Data Protection Framework

In November 2001, the Parliament enacted Law No. 676/2001 on the Processing of Personal Data and the Protection of Privacy in the Telecommunications Sector[4239] and Law No. 677/2001 for the Protection of Persons concerning the Processing of Personal Data and the Free Circulation of Such Data.[4240] These laws follow very closely the European Union Telecommunications Privacy (1997/66/EC) and Data Protection (1995/46/EC) Directives respectively. Romania joined the European Union on January 1, 2007.[4241]

Law No. 676/2001 provides for specific conditions under which privacy is protected with respect to the processing of personal data in the telecommunications sector. In 2004, Law No. 676/2001[4242] was practically replaced by Law No. 506/2004 closely following Directive 2002/58/EC of the European Parliament and the Council on personal data processing and privacy protection in the electronic communications sector.[4243]

Law No. 506/2004 divides the task of enforcing the personal data protection law, between two institutions: the National Regulatory Authority for Communication (NRAC) for issues related to electronic communications and the People’s Advocate Office with regard to issues related to privacy. In this sense, the National Regulatory Authority for Communication (NRAC) has competence in relation to: security measures for electronic communication; non-compliance with invoice issuing conditions; infringement of the obligations regarding the presentation and restriction of calling and connected line identification.
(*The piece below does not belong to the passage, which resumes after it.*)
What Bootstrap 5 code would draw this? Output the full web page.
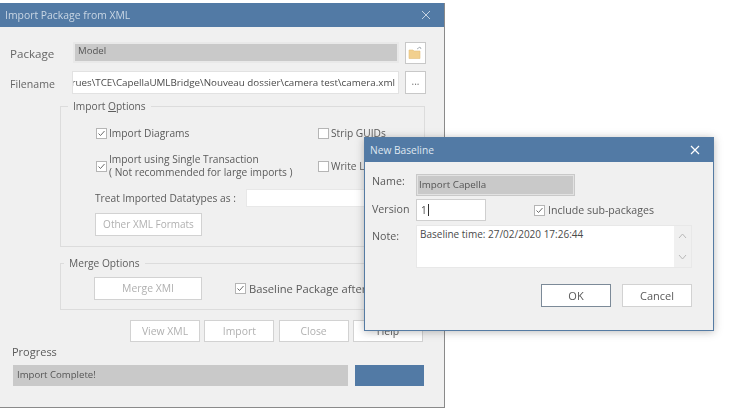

Law No. 677/2001 applies to the processing of personal data, made, totally or partially, through automatic means, as well as to the processing through means other than automatic, which are part of, or destined to, an evidence system.

Supervisory Authority

The new Authority for protecting personal data, the National Authority for the Supervision of Personal Data Processing (ANSPDCP), was created by Law no. 102/2005,[4244] which replaced the previous supervisory authority (also called "The People's Advocate").[4245] The law regulates the transfer of the database from the People's Advocate Office to the ANSPDCP. Due to the delay in creating the ANSPDCP, the Romanian Government issued an Emergency Ordinance no. 131/2005 that delayed the time for creating the authority until December 31, 2005.[4246] The internal regulations of the new authority were adopted on November 2, 2005.[4247] The ANSPDCP opened in February 2006, and the new institution began to provide advice and help for the infringement of the personal data legislation.[4248]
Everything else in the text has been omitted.